— BEGIN Material provided —

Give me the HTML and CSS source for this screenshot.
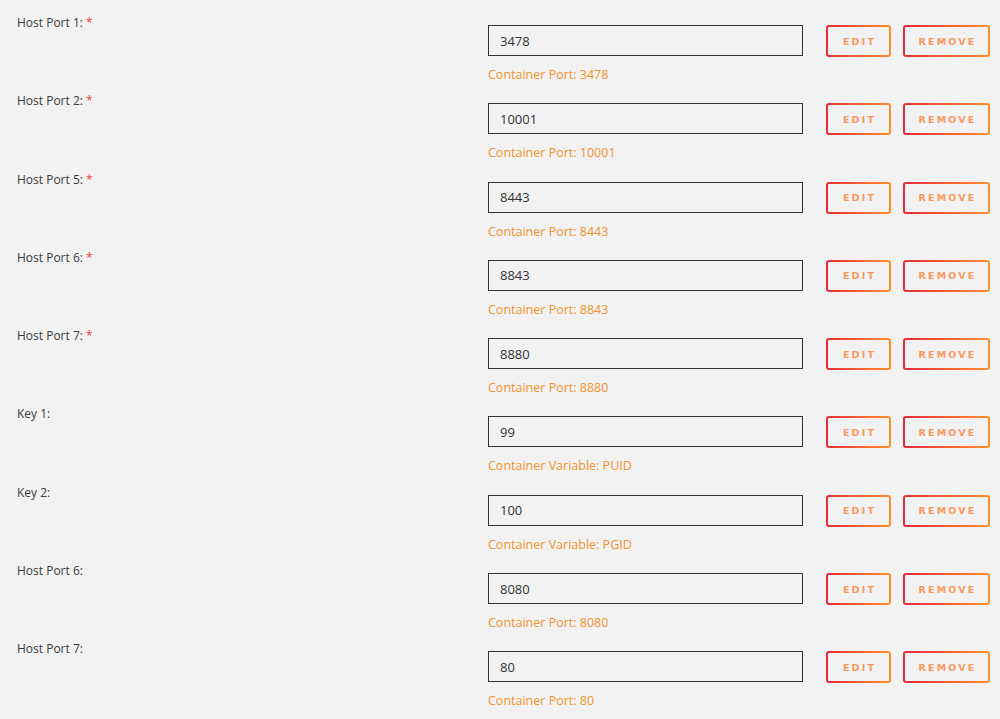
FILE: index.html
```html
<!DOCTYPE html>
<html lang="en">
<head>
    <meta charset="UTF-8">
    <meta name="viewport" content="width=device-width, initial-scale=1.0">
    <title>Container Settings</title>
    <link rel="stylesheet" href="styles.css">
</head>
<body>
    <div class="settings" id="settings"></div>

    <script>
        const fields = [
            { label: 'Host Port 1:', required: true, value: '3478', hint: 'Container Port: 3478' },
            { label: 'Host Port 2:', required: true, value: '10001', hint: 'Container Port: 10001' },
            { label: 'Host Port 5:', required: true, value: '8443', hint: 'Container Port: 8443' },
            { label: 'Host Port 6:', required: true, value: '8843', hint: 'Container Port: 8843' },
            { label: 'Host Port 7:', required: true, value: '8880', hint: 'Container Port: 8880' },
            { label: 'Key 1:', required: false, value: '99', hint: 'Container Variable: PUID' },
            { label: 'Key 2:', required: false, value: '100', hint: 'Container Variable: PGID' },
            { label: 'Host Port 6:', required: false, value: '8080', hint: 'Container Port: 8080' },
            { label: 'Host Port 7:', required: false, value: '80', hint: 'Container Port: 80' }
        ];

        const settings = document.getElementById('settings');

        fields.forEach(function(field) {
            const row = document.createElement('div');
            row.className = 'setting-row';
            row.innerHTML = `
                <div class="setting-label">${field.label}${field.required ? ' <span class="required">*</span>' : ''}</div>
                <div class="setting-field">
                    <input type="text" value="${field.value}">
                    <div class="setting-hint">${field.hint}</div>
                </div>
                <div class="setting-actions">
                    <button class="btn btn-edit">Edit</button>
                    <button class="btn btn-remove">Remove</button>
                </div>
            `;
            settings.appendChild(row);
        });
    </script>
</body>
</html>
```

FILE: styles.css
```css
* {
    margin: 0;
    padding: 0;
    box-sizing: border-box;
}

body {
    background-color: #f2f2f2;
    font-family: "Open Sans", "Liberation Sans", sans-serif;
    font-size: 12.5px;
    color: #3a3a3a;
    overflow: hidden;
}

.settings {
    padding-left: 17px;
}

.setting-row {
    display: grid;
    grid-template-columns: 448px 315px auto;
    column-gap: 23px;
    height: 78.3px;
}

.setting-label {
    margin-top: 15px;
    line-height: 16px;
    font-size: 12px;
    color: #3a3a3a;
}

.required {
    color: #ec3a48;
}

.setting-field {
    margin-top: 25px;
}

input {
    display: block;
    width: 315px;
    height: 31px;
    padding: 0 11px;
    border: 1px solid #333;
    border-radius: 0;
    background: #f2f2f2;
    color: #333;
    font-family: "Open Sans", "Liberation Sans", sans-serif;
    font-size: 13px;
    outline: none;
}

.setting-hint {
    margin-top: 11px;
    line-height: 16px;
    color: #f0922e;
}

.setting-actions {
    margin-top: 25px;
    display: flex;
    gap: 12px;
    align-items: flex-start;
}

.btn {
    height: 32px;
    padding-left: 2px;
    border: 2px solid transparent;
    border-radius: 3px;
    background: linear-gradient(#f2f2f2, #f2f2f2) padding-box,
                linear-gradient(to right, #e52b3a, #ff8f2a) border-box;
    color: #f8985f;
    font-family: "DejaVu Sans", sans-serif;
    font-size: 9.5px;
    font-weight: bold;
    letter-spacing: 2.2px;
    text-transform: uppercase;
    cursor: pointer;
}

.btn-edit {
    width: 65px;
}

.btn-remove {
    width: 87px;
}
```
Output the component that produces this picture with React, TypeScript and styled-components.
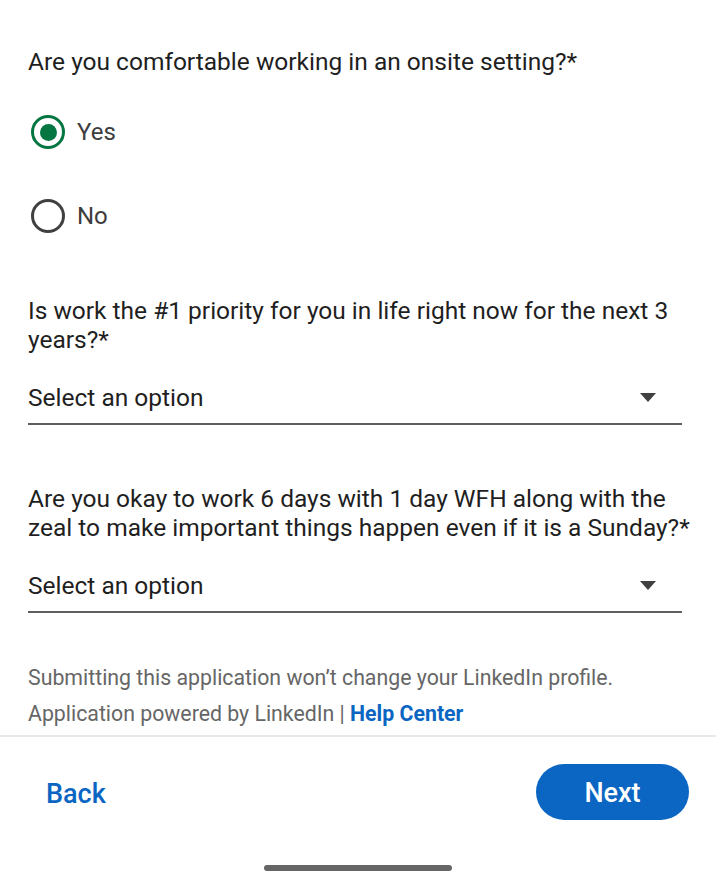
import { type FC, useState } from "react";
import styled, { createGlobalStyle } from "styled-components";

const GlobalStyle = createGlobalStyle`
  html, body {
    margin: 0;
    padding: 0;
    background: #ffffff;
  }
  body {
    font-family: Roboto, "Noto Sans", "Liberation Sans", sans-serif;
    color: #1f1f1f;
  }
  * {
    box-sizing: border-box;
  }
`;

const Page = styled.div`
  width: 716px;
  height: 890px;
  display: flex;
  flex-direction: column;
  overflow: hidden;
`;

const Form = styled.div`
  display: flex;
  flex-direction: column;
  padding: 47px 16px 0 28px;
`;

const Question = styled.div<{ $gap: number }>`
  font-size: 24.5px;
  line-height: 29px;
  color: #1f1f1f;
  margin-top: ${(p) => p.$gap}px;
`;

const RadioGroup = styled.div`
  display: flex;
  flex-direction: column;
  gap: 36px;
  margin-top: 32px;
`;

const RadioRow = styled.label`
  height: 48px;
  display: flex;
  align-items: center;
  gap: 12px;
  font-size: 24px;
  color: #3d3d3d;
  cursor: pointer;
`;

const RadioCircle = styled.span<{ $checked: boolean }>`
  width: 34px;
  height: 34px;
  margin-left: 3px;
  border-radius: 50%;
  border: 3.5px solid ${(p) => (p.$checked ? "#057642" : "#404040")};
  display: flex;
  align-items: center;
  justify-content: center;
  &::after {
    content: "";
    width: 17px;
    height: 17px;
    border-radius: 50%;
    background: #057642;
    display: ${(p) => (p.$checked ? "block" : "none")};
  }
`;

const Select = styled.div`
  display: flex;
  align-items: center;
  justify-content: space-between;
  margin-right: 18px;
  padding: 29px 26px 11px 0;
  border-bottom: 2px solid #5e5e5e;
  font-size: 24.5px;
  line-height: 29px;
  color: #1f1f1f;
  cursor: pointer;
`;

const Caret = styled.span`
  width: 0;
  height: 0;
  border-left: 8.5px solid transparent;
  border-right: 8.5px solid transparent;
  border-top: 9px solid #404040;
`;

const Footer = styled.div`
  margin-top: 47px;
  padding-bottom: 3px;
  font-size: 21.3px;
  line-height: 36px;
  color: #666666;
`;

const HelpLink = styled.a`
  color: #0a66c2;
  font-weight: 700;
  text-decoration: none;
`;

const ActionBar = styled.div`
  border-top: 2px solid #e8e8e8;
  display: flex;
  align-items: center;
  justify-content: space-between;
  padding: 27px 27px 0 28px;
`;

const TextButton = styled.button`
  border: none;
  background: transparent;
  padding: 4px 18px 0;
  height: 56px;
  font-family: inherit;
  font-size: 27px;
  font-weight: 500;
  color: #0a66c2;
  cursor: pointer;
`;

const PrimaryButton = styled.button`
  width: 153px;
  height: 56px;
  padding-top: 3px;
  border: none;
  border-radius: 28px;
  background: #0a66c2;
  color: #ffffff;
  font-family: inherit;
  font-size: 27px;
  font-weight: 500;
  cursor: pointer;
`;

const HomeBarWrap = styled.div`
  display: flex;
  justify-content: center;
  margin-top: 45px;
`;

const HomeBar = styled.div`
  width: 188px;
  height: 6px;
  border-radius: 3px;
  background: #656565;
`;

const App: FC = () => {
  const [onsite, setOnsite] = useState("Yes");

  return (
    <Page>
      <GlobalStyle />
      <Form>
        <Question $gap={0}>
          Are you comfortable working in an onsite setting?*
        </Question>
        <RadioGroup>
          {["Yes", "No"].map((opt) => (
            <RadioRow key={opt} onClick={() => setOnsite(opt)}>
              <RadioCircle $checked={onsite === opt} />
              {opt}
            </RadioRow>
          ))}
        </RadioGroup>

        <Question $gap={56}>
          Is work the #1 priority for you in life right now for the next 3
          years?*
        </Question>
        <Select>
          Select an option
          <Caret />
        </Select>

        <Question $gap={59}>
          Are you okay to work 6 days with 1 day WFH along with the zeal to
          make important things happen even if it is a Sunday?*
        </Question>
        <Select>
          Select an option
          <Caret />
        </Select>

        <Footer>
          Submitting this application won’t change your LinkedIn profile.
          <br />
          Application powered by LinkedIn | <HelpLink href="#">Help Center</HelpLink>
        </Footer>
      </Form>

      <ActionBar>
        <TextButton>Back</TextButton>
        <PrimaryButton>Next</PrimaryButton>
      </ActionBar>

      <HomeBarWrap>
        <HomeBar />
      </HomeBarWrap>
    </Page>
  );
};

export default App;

— END Material provided —

** Directive **
List every line in the records above that contains the word "this".

** Answer below **
Give me the HTML and CSS source for this screenshot.
Output the component that produces this picture with React, TypeScript and styled-components.
          Submitting this application won’t change your LinkedIn profile.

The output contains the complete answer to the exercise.